Frequently Asked Questions
What is CMoS and why does it matter? CMoS is a time series forecasting model (ICML 2025) that achieves state-of-the-art accuracy on standard benchmarks with roughly 750 parameters, compared to tens of millions for Transformer-based models. It matters because real-world time series datasets are small, making overfitting the primary challenge, and CMoS’s inductive biases are matched to that regime.

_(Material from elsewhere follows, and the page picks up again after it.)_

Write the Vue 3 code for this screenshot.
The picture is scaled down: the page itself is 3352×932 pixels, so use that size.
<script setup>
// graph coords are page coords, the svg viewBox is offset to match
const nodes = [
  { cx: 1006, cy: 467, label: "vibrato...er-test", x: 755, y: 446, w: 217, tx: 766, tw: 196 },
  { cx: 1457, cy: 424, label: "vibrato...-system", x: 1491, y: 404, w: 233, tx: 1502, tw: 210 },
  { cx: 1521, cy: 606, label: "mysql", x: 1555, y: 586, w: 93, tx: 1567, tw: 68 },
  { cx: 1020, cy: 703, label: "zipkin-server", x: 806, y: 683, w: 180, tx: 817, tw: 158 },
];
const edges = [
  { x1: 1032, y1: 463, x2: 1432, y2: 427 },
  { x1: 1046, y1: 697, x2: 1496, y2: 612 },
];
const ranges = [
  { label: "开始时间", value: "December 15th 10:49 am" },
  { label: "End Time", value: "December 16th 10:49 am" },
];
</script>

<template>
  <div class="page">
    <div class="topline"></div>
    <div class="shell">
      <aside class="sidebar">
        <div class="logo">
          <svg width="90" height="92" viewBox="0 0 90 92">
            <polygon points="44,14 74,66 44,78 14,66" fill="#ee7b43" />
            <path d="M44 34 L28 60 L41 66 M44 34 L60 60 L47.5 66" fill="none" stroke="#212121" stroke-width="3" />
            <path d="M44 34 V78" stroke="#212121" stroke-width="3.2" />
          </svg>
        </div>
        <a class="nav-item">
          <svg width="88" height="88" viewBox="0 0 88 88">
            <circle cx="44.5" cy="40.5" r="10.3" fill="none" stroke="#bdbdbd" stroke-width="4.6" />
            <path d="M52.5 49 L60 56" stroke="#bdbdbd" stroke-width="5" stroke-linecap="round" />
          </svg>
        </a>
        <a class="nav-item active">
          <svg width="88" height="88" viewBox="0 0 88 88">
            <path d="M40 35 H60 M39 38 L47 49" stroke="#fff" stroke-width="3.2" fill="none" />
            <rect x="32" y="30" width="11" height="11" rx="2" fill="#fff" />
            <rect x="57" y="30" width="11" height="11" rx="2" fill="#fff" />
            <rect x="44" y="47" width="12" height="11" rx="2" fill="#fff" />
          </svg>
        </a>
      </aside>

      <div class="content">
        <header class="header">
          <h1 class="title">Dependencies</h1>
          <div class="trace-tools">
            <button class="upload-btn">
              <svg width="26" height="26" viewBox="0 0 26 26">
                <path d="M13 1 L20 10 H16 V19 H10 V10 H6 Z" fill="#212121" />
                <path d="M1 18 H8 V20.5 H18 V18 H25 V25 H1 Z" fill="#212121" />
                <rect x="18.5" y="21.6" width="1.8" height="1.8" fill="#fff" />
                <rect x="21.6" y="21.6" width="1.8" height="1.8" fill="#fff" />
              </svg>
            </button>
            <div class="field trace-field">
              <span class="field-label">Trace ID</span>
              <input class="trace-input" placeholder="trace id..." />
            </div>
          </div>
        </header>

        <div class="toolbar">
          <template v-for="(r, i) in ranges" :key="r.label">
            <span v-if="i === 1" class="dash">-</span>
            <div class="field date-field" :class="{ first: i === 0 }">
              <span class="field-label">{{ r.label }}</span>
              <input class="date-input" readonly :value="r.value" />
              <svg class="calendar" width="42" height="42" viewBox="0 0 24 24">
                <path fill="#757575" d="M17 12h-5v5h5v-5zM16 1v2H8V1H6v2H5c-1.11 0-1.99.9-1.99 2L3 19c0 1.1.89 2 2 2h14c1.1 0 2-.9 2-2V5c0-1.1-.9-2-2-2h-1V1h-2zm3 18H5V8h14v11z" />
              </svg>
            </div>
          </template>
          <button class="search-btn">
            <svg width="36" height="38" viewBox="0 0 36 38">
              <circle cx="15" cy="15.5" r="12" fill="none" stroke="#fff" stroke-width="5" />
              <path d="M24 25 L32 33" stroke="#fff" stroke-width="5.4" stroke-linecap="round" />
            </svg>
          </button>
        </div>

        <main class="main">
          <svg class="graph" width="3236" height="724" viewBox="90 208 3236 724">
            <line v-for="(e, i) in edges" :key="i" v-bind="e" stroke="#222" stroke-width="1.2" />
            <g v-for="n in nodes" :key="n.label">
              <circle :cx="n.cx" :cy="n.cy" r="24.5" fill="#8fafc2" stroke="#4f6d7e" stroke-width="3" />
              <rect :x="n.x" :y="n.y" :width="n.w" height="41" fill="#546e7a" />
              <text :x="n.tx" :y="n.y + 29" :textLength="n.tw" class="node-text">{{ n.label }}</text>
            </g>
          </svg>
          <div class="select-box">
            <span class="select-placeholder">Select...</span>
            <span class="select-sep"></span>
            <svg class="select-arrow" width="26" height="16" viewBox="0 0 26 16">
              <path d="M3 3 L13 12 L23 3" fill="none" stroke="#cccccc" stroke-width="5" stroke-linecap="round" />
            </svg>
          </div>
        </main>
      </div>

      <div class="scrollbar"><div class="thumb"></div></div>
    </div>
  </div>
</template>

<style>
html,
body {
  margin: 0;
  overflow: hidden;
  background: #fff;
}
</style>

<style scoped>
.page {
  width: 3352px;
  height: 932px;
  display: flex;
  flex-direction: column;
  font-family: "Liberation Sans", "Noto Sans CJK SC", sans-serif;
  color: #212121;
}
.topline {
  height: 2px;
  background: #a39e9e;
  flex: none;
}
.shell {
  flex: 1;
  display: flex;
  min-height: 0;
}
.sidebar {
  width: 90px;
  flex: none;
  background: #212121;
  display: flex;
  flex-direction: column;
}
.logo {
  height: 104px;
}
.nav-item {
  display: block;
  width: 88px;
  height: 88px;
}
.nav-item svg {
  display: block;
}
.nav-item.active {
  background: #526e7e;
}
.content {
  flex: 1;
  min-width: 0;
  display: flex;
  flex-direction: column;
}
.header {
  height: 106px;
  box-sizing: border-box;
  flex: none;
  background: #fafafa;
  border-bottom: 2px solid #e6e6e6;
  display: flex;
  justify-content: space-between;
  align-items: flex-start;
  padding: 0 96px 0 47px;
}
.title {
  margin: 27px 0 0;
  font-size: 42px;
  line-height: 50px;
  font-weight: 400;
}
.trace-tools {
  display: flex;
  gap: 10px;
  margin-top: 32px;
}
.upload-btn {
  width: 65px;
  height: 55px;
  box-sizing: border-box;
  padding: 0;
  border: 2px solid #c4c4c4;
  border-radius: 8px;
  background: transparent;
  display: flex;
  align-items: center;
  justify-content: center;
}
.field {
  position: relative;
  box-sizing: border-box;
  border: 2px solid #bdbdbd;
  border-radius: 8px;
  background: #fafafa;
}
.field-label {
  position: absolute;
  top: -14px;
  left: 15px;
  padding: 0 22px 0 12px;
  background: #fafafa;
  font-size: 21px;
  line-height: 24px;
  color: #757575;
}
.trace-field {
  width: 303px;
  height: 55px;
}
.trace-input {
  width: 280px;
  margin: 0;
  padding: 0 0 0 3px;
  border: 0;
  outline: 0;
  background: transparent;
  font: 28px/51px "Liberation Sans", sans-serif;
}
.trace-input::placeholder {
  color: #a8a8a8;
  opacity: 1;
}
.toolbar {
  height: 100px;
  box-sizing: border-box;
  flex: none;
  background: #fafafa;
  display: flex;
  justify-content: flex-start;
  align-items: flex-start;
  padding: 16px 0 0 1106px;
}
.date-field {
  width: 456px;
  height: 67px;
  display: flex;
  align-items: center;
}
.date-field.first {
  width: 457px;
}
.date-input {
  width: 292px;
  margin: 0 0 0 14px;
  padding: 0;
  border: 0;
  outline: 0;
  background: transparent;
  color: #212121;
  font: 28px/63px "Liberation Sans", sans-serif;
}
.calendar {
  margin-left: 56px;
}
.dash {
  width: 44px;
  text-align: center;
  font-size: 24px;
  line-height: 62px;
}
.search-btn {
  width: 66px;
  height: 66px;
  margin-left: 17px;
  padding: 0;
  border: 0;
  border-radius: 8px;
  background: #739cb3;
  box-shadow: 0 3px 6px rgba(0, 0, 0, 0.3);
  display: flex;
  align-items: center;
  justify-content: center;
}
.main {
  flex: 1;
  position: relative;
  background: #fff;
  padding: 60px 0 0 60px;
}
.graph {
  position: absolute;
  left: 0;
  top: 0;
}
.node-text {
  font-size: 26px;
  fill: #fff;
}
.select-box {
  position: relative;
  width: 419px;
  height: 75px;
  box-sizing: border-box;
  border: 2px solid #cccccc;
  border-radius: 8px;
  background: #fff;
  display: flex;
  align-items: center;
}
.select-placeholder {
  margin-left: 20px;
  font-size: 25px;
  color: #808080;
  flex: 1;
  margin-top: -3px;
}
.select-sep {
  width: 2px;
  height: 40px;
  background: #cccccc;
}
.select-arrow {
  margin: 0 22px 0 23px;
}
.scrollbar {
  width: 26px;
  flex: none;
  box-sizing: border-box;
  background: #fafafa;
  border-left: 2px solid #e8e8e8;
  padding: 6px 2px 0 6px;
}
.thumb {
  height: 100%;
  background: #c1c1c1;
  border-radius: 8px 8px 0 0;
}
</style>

How does chunk-wise modeling reduce overfitting? By grouping time steps into chunks and modeling chunk-to-chunk dependencies, CMoS reduces the weight matrix size by a factor of $S^2$. Theorem 3.2 proves that the resulting weight averaging also strictly reduces noise sensitivity, providing a formal analogue of Ridge regularization.
What is Correlation Mixing? Correlation Mixing learns $K$ shared basis correlation matrices (typically $K = 4$) and assigns each channel a learned softmax weighting over these matrices. This is analogous to PCA: rather than modeling every channel independently ($O(N)$ parameter sets) or all channels identically (one shared structure), it discovers a low-dimensional basis for the space of temporal dependencies.

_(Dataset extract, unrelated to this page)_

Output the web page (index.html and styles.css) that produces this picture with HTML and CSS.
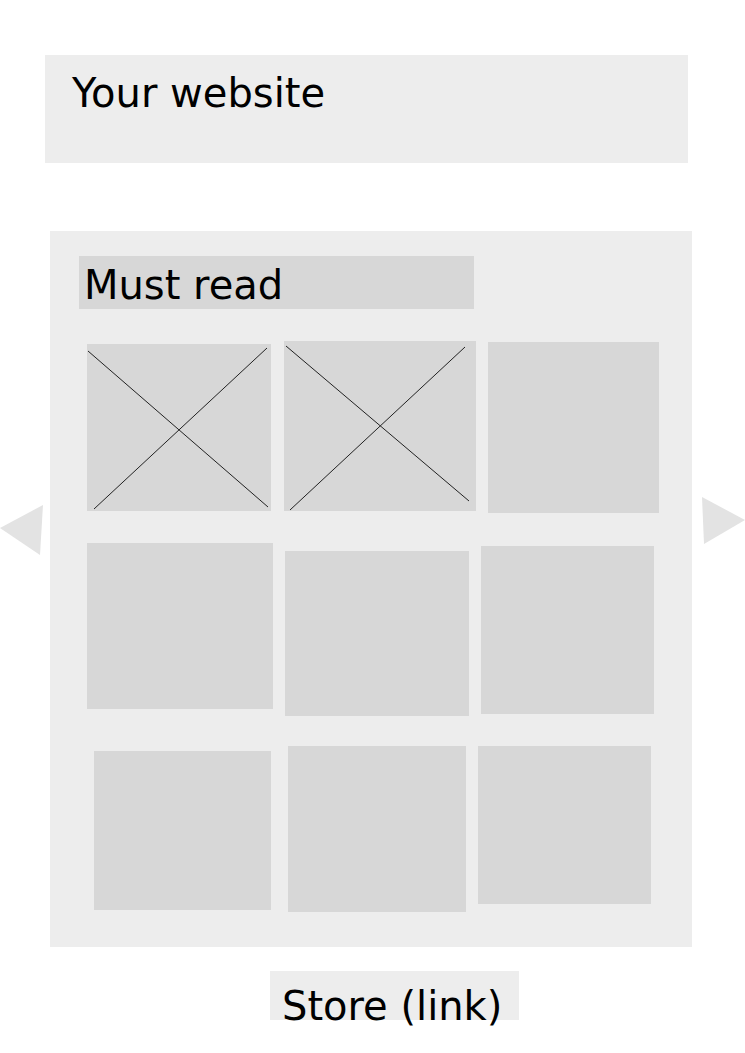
FILE: index.html
```html
<!DOCTYPE html>
<html lang="en">
<head>
    <meta charset="UTF-8">
    <meta name="viewport" content="width=device-width, initial-scale=1.0">
    <title>Your website</title>
    <link rel="stylesheet" href="styles.css">
</head>
<body>
    <header class="site-header">
        <h1>Your website</h1>
    </header>

    <div class="carousel">
        <svg class="arrow arrow-left" width="43" height="50" viewBox="0 0 43 50">
            <polygon points="0,23 43,0 40,50" />
        </svg>

        <section class="panel">
            <h2 class="panel-title">Must read</h2>

            <div class="tile-row">
                <div class="tile t1">
                    <svg class="cross" viewBox="0 0 184 167">
                        <line x1="1" y1="7" x2="181" y2="163" />
                        <line x1="7" y1="165" x2="180" y2="4" />
                    </svg>
                </div>
                <div class="tile t2">
                    <svg class="cross" viewBox="0 0 192 170">
                        <line x1="2" y1="5" x2="185" y2="160" />
                        <line x1="6" y1="169" x2="181" y2="6" />
                    </svg>
                </div>
                <div class="tile t3"></div>
            </div>

            <div class="tile-row">
                <div class="tile t4"></div>
                <div class="tile t5"></div>
                <div class="tile t6"></div>
            </div>

            <div class="tile-row">
                <div class="tile t7"></div>
                <div class="tile t8"></div>
                <div class="tile t9"></div>
            </div>
        </section>

        <svg class="arrow arrow-right" width="43" height="47" viewBox="0 0 43 47">
            <polygon points="0,0 43,23 2,47" />
        </svg>
    </div>

    <footer class="site-footer">
        <a class="store-link" href="#">Store (link)</a>
    </footer>
</body>
</html>
```

FILE: styles.css
```css
body {
    font-family: "DejaVu Sans", sans-serif;
    margin: 0;
    padding: 0;
    background-color: #fff;
    color: #000;
}

.site-header {
    margin: 55px 0 0 45px;
    width: 643px;
    height: 108px;
    background-color: #ededed;
    box-sizing: border-box;
    padding: 15px 0 0 27px;
}

.site-header h1 {
    margin: 0;
    font-size: 40px;
    font-weight: normal;
    line-height: 46px;
}

.carousel {
    display: flex;
    align-items: flex-start;
    margin-top: 68px;
}

.arrow {
    flex-shrink: 0;
    fill: #e3e3e3;
}

.arrow-left {
    margin-top: 274px;
}

.arrow-right {
    margin-top: 266px;
    margin-left: 10px;
}

.panel {
    margin-left: 7px;
    width: 642px;
    height: 716px;
    background-color: #ededed;
    box-sizing: border-box;
    padding-top: 25px;
}

.panel-title {
    margin: 0 0 32px 29px;
    width: 395px;
    height: 53px;
    box-sizing: border-box;
    padding: 6px 0 0 5px;
    background-color: #d7d7d7;
    font-size: 40px;
    font-weight: normal;
    line-height: 46px;
}

.tile-row {
    display: flex;
    align-items: flex-start;
    margin-bottom: 30px;
}

.tile {
    flex-shrink: 0;
    background-color: #d7d7d7;
}

.cross {
    display: block;
    width: 100%;
    height: 100%;
    stroke: #222;
    stroke-width: 1;
}

.t1 { margin: 3px 0 0 37px; width: 184px; height: 167px; }
.t2 { margin: 0 0 0 13px; width: 192px; height: 170px; }
.t3 { margin: 1px 0 0 12px; width: 171px; height: 171px; }

.t4 { margin: 0 0 0 37px; width: 186px; height: 166px; }
.t5 { margin: 8px 0 0 12px; width: 184px; height: 165px; }
.t6 { margin: 3px 0 0 12px; width: 173px; height: 168px; }

.t7 { margin: 5px 0 0 44px; width: 177px; height: 159px; }
.t8 { margin: 0 0 0 17px; width: 178px; height: 166px; }
.t9 { margin: 0 0 0 12px; width: 173px; height: 158px; }

.site-footer {
    padding: 24px 0 20px 270px;
}

.store-link {
    display: block;
    width: 249px;
    height: 49px;
    box-sizing: border-box;
    padding: 12px 0 0 12px;
    background-color: #ededed;
    color: #000;
    text-decoration: none;
    font-size: 40px;
    line-height: 46px;
    white-space: nowrap;
}
```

Why is Periodicity Injection useful? Initializing one basis matrix with periodic peaks gives the optimizer a head start on the deterministic component of the signal, in the sense of Wold’s decomposition. In practice, the paper reports that this initialization roughly halves convergence time.
Can CMoS run on limited hardware? Yes. On the Electricity dataset, CMoS uses 2.96G FLOPs and 252MB of GPU memory at inference time, compared to over 1,000G FLOPs and 22GB for PatchTST. It can realistically run on edge hardware.
Paper: CMoS: Rethinking Time Series Prediction Through the Lens of Chunk-wise Spatial Correlations — Haotian Si, Changhua Pei, Jianhui Li, Dan Pei, Gaogang Xie. ICML 2025.